The reality that to much stuff in networks (mostly firewalls, NAT and other middleboxes like that) only understands the basics (TCP, UDP, random bits of ICMP) and drops SCTP. You can do SCTP over UDP, or use it in networks you can control and fix, but not reliably as-is over random internet connections. So we now have HTTP2 and other protocols now reinvent parallel streams instead of swapping to SCTP, but that's how it is.


SCTP is alive and vell in very niche applications. SIGTRAN [1] for example is an adaptation of middle layers of SS7 network stack that runs on top of SCTP/IP.
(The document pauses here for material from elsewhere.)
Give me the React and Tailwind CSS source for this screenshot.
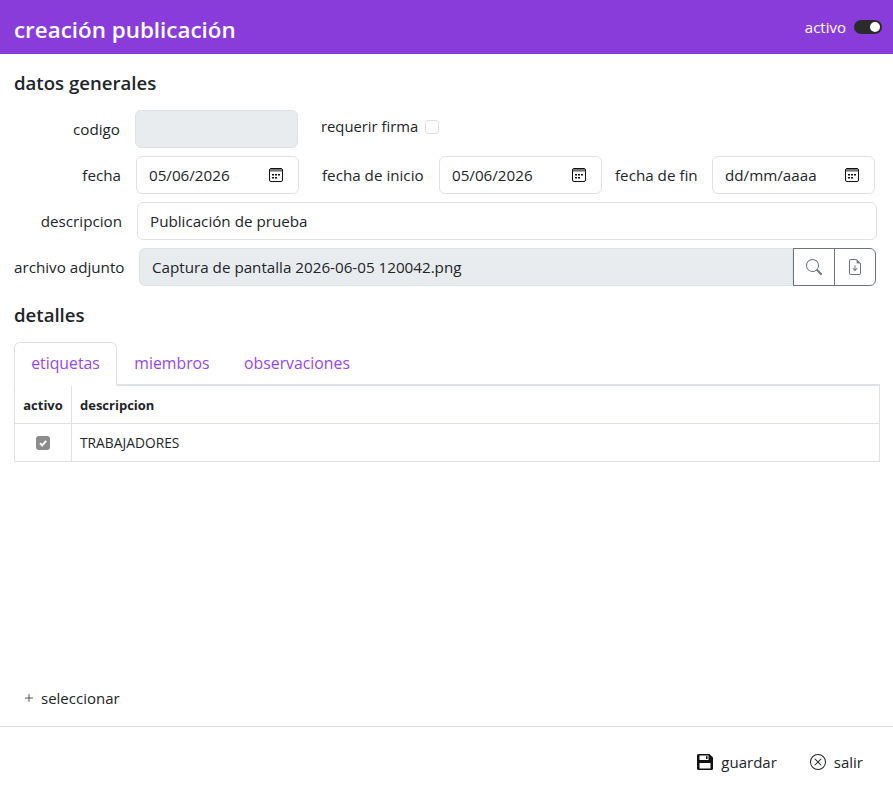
import React from "react";
import { BsSearch, BsFileEarmarkArrowDown, BsXCircle, BsPlus } from "react-icons/bs";

const CalIcon = () => (
  <svg width="14" height="14" viewBox="0 0 14 14" fill="none" className="shrink-0">
    <rect x="0.5" y="0.5" width="13" height="13" rx="1.5" stroke="#111" strokeWidth="1" />
    <rect x="1" y="1" width="12" height="2.6" fill="#777" />
    <path d="M3 6h2v1.6H3zM6 6h2v1.6H6zM9 6h2v1.6H9zM3 9h2v1.6H3zM6 9h2v1.6H6z" fill="#111" />
  </svg>
);

const SaveIcon = () => (
  <svg width="16" height="16" viewBox="0 0 16 16" className="shrink-0">
    <path fillRule="evenodd" d="M1.5 0H12.5L16 3.5V14.5A1.5 1.5 0 0 1 14.5 16H1.5A1.5 1.5 0 0 1 0 14.5V1.5A1.5 1.5 0 0 1 1.5 0ZM2.5 9V14.4H13.5V9ZM2.5 1.6V6H11.5V1.6ZM9 2.2H10.6V5H9Z" fill="#111" />
  </svg>
);

const inputCls = "h-[38px] border border-[#dee2e6] rounded-md bg-white flex items-center pl-3 text-[#212529]";

const DateField = ({ value, className }) => (
  <div className={`${inputCls} justify-between pr-[15px] ${className}`}>
    <span>{value}</span>
    <CalIcon />
  </div>
);

const Label = ({ children, className }) => (
  <label className={`text-[#212529] shrink-0 whitespace-nowrap ${className}`}>{children}</label>
);

export default function App() {
  return (
    <div className="w-[893px] h-[795px] bg-white flex flex-col text-[15.2px] text-[#212529] overflow-hidden font-['Open_Sans',sans-serif]">
      <header className="h-[54px] shrink-0 bg-[#8a3cdb] flex items-center justify-between pl-[14px] pr-[11px] text-white">
        <h1 className="text-[22.4px] font-semibold leading-none mt-[6px]">creación publicación</h1>
        <div className="flex items-center gap-[8px]">
          <span className="text-[15px]">activo</span>
          <span className="w-[28px] h-[14px] rounded-full bg-[#2b2b2b] flex items-center justify-end pr-[2px]">
            <span className="w-[10px] h-[10px] rounded-full bg-white" />
          </span>
        </div>
      </header>

      <main className="flex-1 flex flex-col pl-[14px] pr-[13px] min-h-0">
        <h2 className="text-[18.6px] font-semibold leading-none mt-[20px] h-[36px]">datos generales</h2>

        <div className="flex items-center h-[38px]">
          <Label className="w-[106px] text-right">codigo</Label>
          <div className="ml-[15px] w-[163px] h-[38px] rounded-md bg-[#e9ecef] border border-[#dee2e6]" />
          <div className="ml-[23px] flex items-center gap-[7px] -mt-[5px] text-[14.8px]">
            <span>requerir firma</span>
            <span className="w-[14px] h-[14px] rounded-[3px] border border-[#dee2e6] bg-white" />
          </div>
        </div>

        <div className="flex items-center h-[38px] mt-[8px]">
          <Label className="w-[107px] text-right">fecha</Label>
          <DateField value="05/06/2026" className="ml-[15px] w-[163px]" />
          <Label className="ml-[23px] w-[102px]">fecha de inicio</Label>
          <DateField value="05/06/2026" className="ml-[15px] w-[163px]" />
          <Label className="ml-[13px] w-[83px]">fecha de fin</Label>
          <DateField value="dd/mm/aaaa" className="ml-[14px] w-[163px]" />
        </div>

        <div className="flex items-center h-[38px] mt-[8px]">
          <Label className="w-[108px] text-right">descripcion</Label>
          <div className={`${inputCls} ml-[15px] w-[740px]`}>Publicación de prueba</div>
        </div>

        <div className="flex items-center h-[38px] mt-[8px]">
          <Label className="w-[110px] text-right">archivo adjunto</Label>
          <div className="ml-[15px] flex h-[38px] w-[737px]">
            <div className="flex-1 bg-[#e9ecef] border border-[#dee2e6] rounded-l-md flex items-center px-3">
              Captura de pantalla 2026-06-05 120042.png
            </div>
            <button className="w-[42px] border border-[#6c757d] flex items-center justify-center text-[#6c757d]">
              <BsSearch size={16} />
            </button>
            <button className="w-[42px] -ml-px border border-[#6c757d] rounded-r-md flex items-center justify-center text-[#6c757d]">
              <BsFileEarmarkArrowDown size={16} />
            </button>
          </div>
        </div>

        <h2 className="text-[18.6px] font-semibold leading-none mt-[20px] h-[36px]">detalles</h2>

        <div className="flex h-[44px] border-b-2 border-[#dee2e6] text-[#9747e8] text-[15.8px]">
          <div className="h-[44px] w-[103px] border border-[#dee2e6] border-b-white border-b-2 rounded-t-md bg-white flex items-center justify-center">etiquetas</div>
          <div className="w-[110px] flex items-center justify-center pt-[2px]">miembros</div>
          <div className="w-[140px] flex items-center justify-center pt-[2px]">observaciones</div>
        </div>

        <table className="w-[866px] border-collapse text-[13.8px]">
          <tbody>
            <tr className="h-[37px]">
              <th className="w-[57px] border border-t-0 border-[#dee2e6] font-bold text-center text-[13px] pt-[2px]">activo</th>
              <th className="border border-t-0 border-[#dee2e6] font-bold text-left pl-2 text-[13px] pt-[2px]">descripcion</th>
            </tr>
            <tr className="h-[38px]">
              <td className="border border-[#dee2e6] text-center">
                <span className="inline-flex w-[14px] h-[14px] rounded-[3px] bg-[#8c8c8c] items-center justify-center align-middle">
                  <svg width="10" height="10" viewBox="0 0 10 10" fill="none">
                    <path d="M2 5.2 4.2 7.4 8.2 2.8" stroke="#fff" strokeWidth="2" />
                  </svg>
                </span>
              </td>
              <td className="border border-[#dee2e6] pl-2 pt-[2px]">TRABAJADORES</td>
            </tr>
          </tbody>
        </table>

        <div className="flex-1" />
        <button className="flex items-center gap-[4px] pl-[7px] h-[20px] mb-[18px] text-[15px]">
          <BsPlus size={16} className="text-[#555]" />
          <span>seleccionar</span>
        </button>
      </main>

      <footer className="h-[69px] shrink-0 border-t border-[#dee2e6] flex items-center justify-end gap-[33px] pr-[30px] pt-[2px] text-[15px]">
        <button className="flex items-center gap-[8px]"><SaveIcon /><span>guardar</span></button>
        <button className="flex items-center gap-[8px]"><BsXCircle size={16} /><span>salir</span></button>
      </footer>
    </div>
  );
}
[1] https://en.wikipedia.org/wiki/SIGTRAN


> the recommendation to have a fast failover to tcp from udp seems silly

it does, in some ways. I imagine if you're using UDP you have a specific application in mind that may not be performant over TCP... otherwise why not just use TCP by default?


Well there are often times where you may need to send more data than fits in a 1280 packet, so what do you do then? Ans: cut over to TCP.


Send more than one packet?


But then you need to design a system to make sure all the packets arrive, including sending missing packets, and that they're processed in the correct order. Or you could use a time-tested off the shelf system to handle this complication: TCP.